The very nature of the fictional universe is such that you really can’t try to figure it out. As it is, much of the movies have patchwork explanations to make it function. Why is combat in the Matrix potentially fatal? Uh, the body can’t live without the mind. So why not unplug a person who’s losing a fight? Uh… because! But you have to throw those things in or else the action scenes have no stakes. If opur heroes can stop a fight anytime things don’t go their way, the way you’d turn off an Xbox, there are no stakes, and there is no drama. Why can’t humans live in an utopian Matrix? That’s never really explained either, but if the Matrix doesn’t look like 1999 Earth it’s harder to film and harder to explain why anyone wouldn’t enjoy being in it.

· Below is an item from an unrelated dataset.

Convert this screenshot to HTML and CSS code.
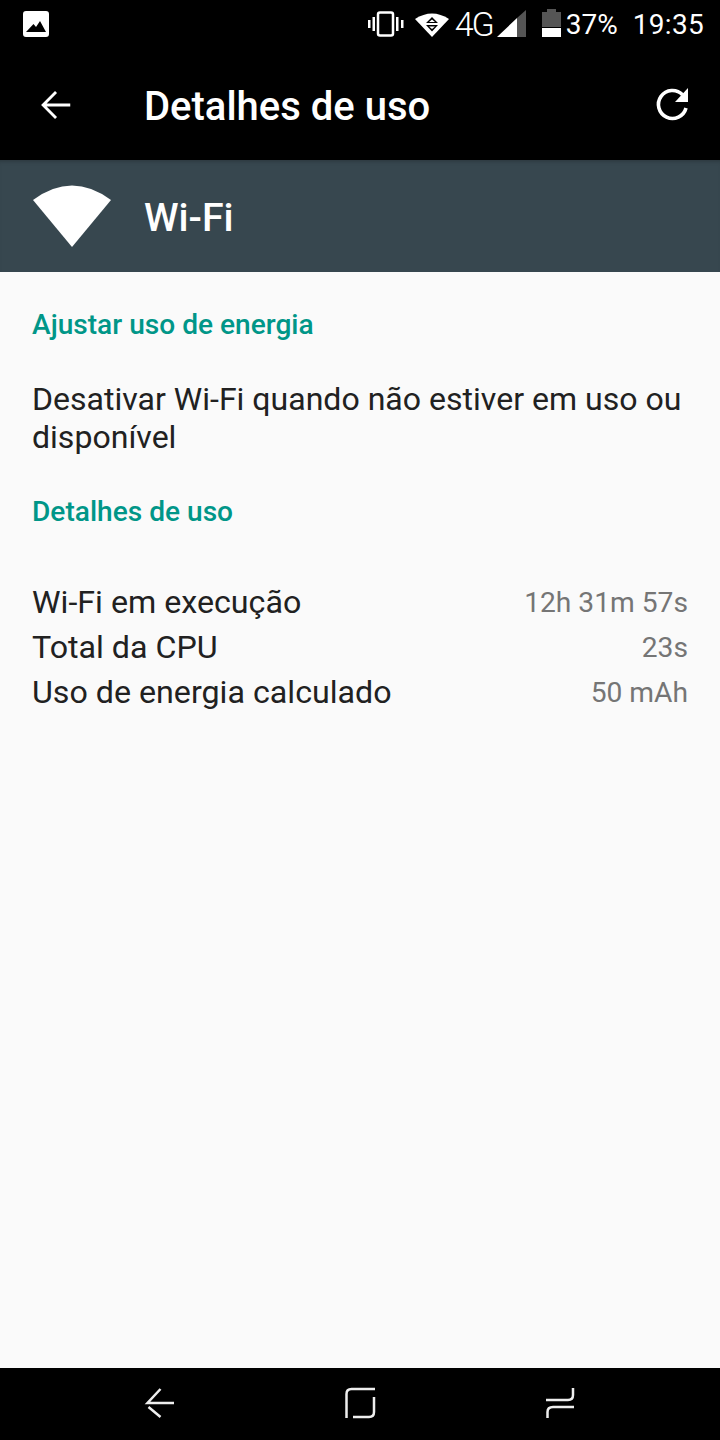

This is one of the reasons why the original was great and the sequels not so much. Trying to dig into it isn’t wise.
It is all pretty straightforward religious symbolism. Every single character has a Meaningful Name (Cipher = 0, Trinity, The One (Anderson, the Son of Man), Morpheus, Apoc, etc etc) And of course the body cannot live without a soul. Anyway, the Matrix = Maya (illusion; also the name of the Buddha’s mother), among other things. Surely someone has gone down this rabbit-hole and laid it all out for us.
Yes, without them the machines would die off. The peace was only about letting Zion live and freeing the very few people who didn’t buy into the matrix.
We don’t know. The third movie ends with the Architect telling the Oracle that those who want out will be freed. We’re not told how many of those there are.
All Neo negotiates for is “peace,” when asked by Deus Ex Machina. He just wants the war to end, for the Machines to stop attacking those who choose to leave the Matrix. If he was going for everyone being freed, I’d expect a word like “freedom.” (And even that could just mean the freedom to choose.)
As for your question in the OP: I would expect that it depends heavily on how good they had it. Even if we assume a modified 1999 (it seems very city-focused, with its placement of connections and such), the movies make it pretty clear that things are not perfect. So there will probably be people who are worse off inside than outside, even if they don’t care about being “freed.” One thing I notice is that racism doesn’t appear to be a thing in Zion.
That is not true of the 1990s boom era that the Matrix is modeled after.